Chairman Yuma County Board of Supervisors
- In office 1976–1984

Councilman Yuma City Council
- In office 1962–1966

Personal details
- Born: February 13, 1931 Detroit, Michigan, U.S.
- Died: August 20, 2013 (aged 82) Yuma, Arizona, U.S.

= Robert Wilson Kennerly =

American politician in Arizona (1931–2013)

Robert Wilson Kennerly (February 13, 1931 – August 20, 2013) was an American politician and a community leader in Yuma, Arizona. He served on the Yuma City Council from 1962 to 1966, as Chairman of the Yuma County Board of Supervisors from 1976 to 1984, and on the Arizona Board of Pardons and Parole from 1984 to 1989.

==Political life: 1958–1989==
In 1958, Kennerly entered Arizona politics by running for Precinct Committeeman in Phoenix's 31st District. He was elected and served a full term, becoming active in community organizations.
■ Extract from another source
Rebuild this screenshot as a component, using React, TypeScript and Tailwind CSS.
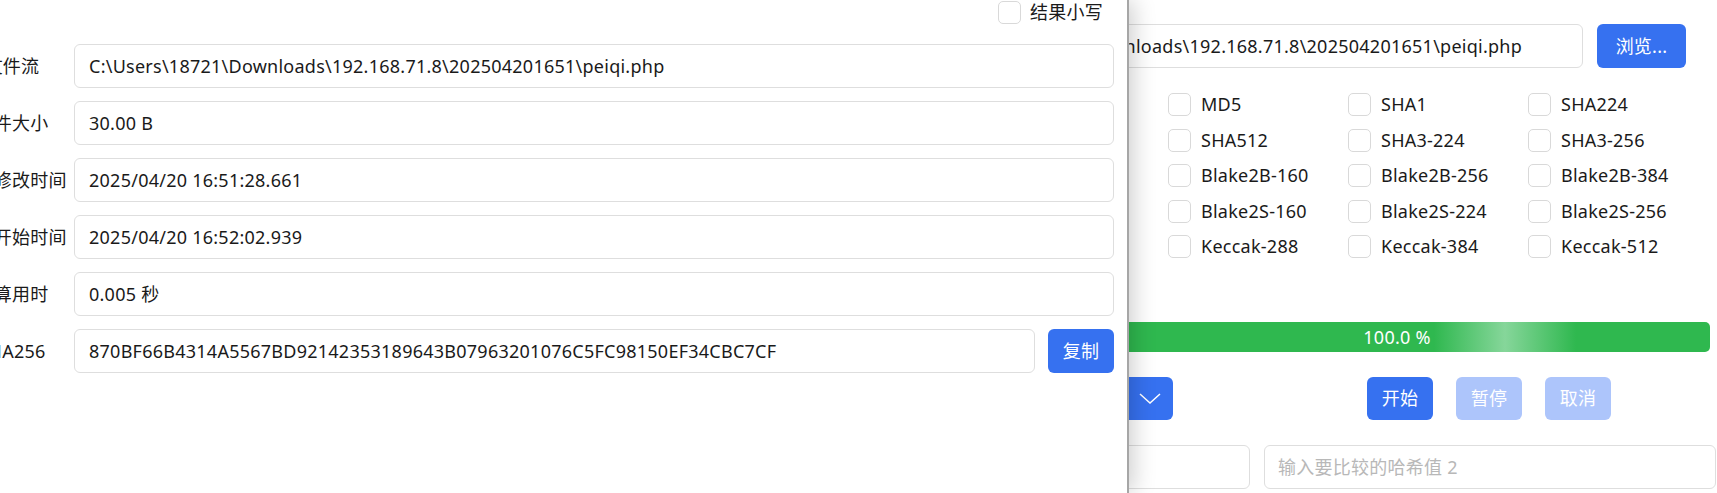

In 1962, he was elected to the Yuma City Council, and in 1966 he ran unsuccessfully for reelection. For the next ten years, he served actively on the District 4 Council of Governments. In 1976, Kennerly was elected as a Democrat to the Board of Supervisors in Yuma County's District 1, which is a very diverse socio-economic district, and he was reelected in 1980, serving as Chairman during both terms. In 1984, Governor Babbitt appointed him to the Arizona Board of Pardons and Parole where he served until 1989. Kennerly also served on the Commission on Appellate and Supreme Court Appointments for the State of Arizona and as Self-Governance Coordinator/Planner and Director of Gaming for the Cocopah Indian Tribe, instrumental in the development of an 18-hole golf course, a 500-unit RV park, a bingo hall, and a casino.

==Community leader==
As a community leader, Kennerly was one of the founders of the Southern Arizona Bank of Yuma, and he served on the Board of the Yuma County Chamber of Commerce. He was the first President of Caballeros de Yuma and served as the Publicity Director for the Yuma Chapter of the NAACP of which he is a lifetime member. He was also a charter member and President of both the Sunrise Optimist Club and the Fort Yuma Rotary Club, Board member of the Yuma Golf and Country Club, and founder, charter President and long-time Board member of the Yuma Boys Club.

==Personal life and death==
Robert Wilson Kennerly was the son of Samuel Wilson Kennerly of Harrington, Delaware, and Margaret Claire Kelly of North Attleborough, Massachusetts. In 1946, he moved to Arizona where, in 1948, he married Jeannette Wade. Together, they had four daughters, Robin, Kathryn, Carol and Bunny.

Robert Wilson Kennerly died in Yuma on August 20, 2013, at the age of 82.